* **What the exercise asks**
Keep the wording of each record exactly the same when you repeat it, and leave out pictures.
──────── Input for this task
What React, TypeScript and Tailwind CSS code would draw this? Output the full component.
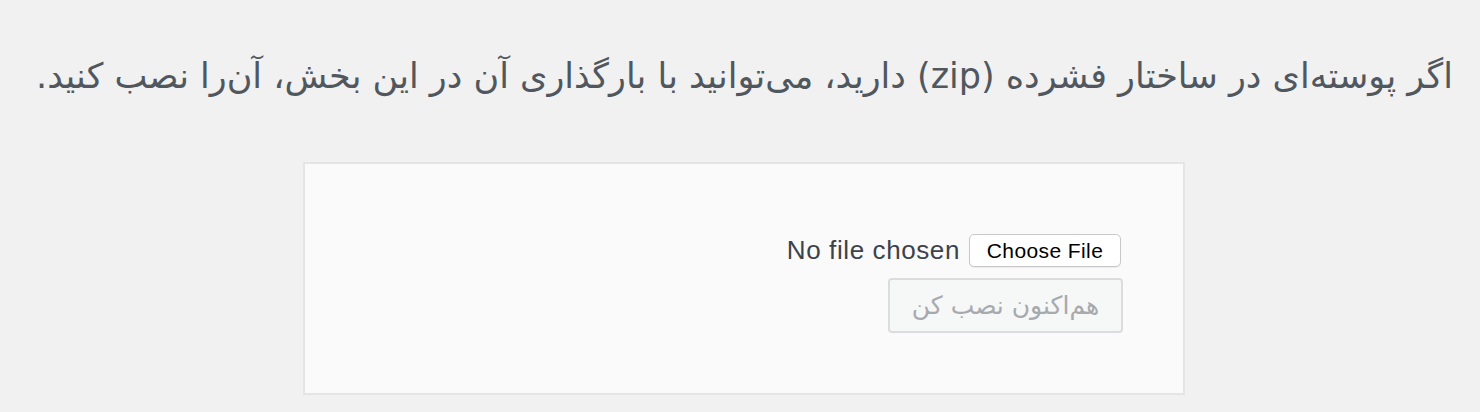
import React from 'react';

const fa = { fontFamily: '"DejaVu Sans", "Noto Sans", sans-serif' };
const en = { fontFamily: '"Liberation Sans", Arial, sans-serif' };

export default function App() {
  return (
    <div className="h-[412px] w-[1480px] overflow-hidden bg-[#f1f1f1]">
      {/* توضیح بالای فرم */}
      <p
        dir="rtl"
        style={fa}
        className="h-[162px] pt-[50px] pr-[27px] text-right text-[35px] leading-[52px] text-[#50575e]"
      >
        اگر پوسته‌ای در ساختار فشرده (zip) دارید، می‌توانید با بارگذاری آن در این بخش، آن‌را نصب کنید.
      </p>

      {/* کادر بارگذاری */}
      <div className="ml-[303px] h-[233px] w-[882px] border-2 border-[#e5e5e5] bg-[#fafafa] pr-[62px] pt-[70px]">
        <div className="flex flex-col items-end gap-[11px]">
          <div className="flex h-[33px] items-center gap-[9px]">
            <span style={en} className="text-[26px] tracking-[0.6px] text-[#3c434a]">
              No file chosen
            </span>
            <button
              style={en}
              className="h-[33px] w-[152px] rounded-[5px] border border-[#c8c8c8] bg-white text-[21px] tracking-[0.4px] text-black shadow-[0_1px_1px_rgba(0,0,0,0.06)]"
            >
              Choose File
            </button>
          </div>
          <button
            dir="rtl"
            style={fa}
            className="-mr-[2px] h-[55px] w-[235px] rounded-[4px] border-2 border-[#dcdcde] bg-[#f6f7f7] text-[25px] text-[#a7aaad]"
          >
            هم‌اکنون نصب کن
          </button>
        </div>
      </div>
    </div>
  );
}
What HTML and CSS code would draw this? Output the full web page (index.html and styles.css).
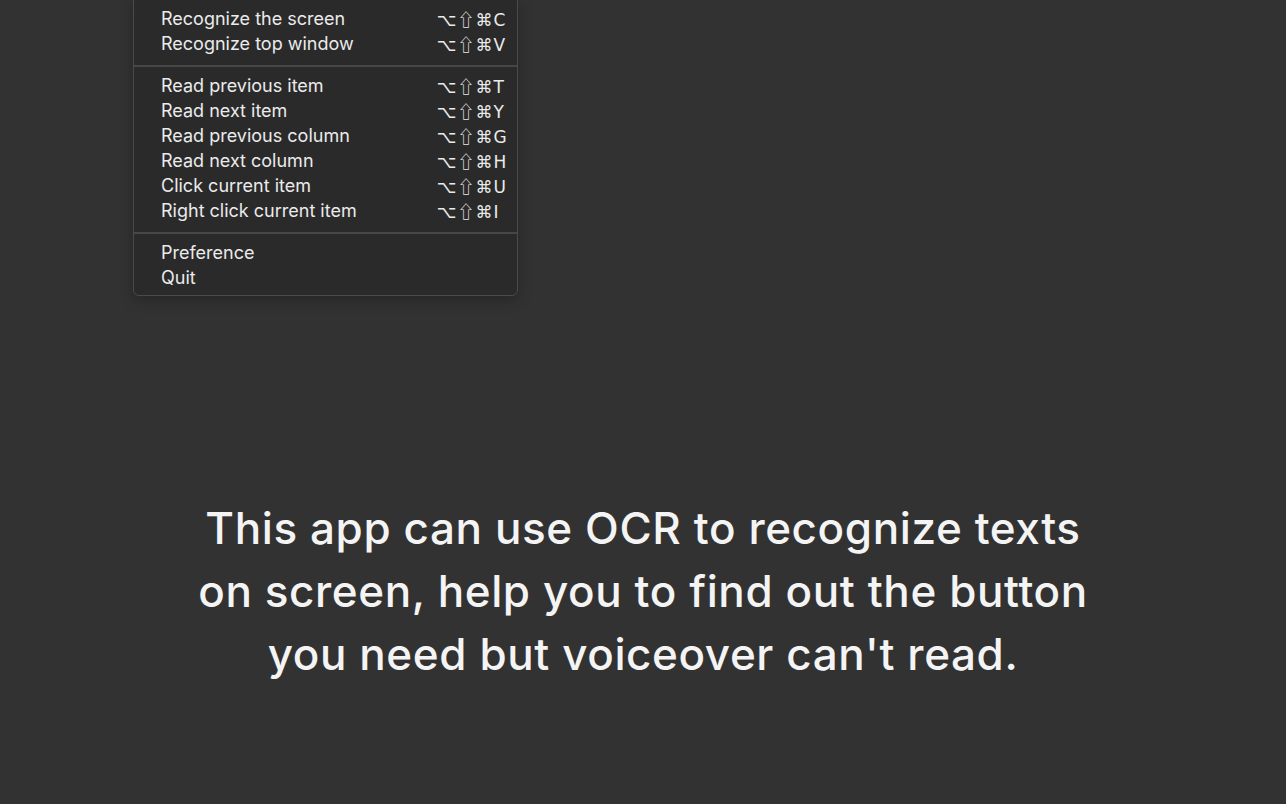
────────────────
* **Complete response**
What React, TypeScript and Tailwind CSS code would draw this? Output the full component.
import React from 'react';

const fa = { fontFamily: '"DejaVu Sans", "Noto Sans", sans-serif' };
const en = { fontFamily: '"Liberation Sans", Arial, sans-serif' };

export default function App() {
  return (
    <div className="h-[412px] w-[1480px] overflow-hidden bg-[#f1f1f1]">
      {/* توضیح بالای فرم */}
      <p
        dir="rtl"
        style={fa}
        className="h-[162px] pt-[50px] pr-[27px] text-right text-[35px] leading-[52px] text-[#50575e]"
      >
        اگر پوسته‌ای در ساختار فشرده (zip) دارید، می‌توانید با بارگذاری آن در این بخش، آن‌را نصب کنید.
      </p>

      {/* کادر بارگذاری */}
      <div className="ml-[303px] h-[233px] w-[882px] border-2 border-[#e5e5e5] bg-[#fafafa] pr-[62px] pt-[70px]">
        <div className="flex flex-col items-end gap-[11px]">
          <div className="flex h-[33px] items-center gap-[9px]">
            <span style={en} className="text-[26px] tracking-[0.6px] text-[#3c434a]">
              No file chosen
            </span>
            <button
              style={en}
              className="h-[33px] w-[152px] rounded-[5px] border border-[#c8c8c8] bg-white text-[21px] tracking-[0.4px] text-black shadow-[0_1px_1px_rgba(0,0,0,0.06)]"
            >
              Choose File
            </button>
          </div>
          <button
            dir="rtl"
            style={fa}
            className="-mr-[2px] h-[55px] w-[235px] rounded-[4px] border-2 border-[#dcdcde] bg-[#f6f7f7] text-[25px] text-[#a7aaad]"
          >
            هم‌اکنون نصب کن
          </button>
        </div>
      </div>
    </div>
  );
}
What HTML and CSS code would draw this? Output the full web page (index.html and styles.css).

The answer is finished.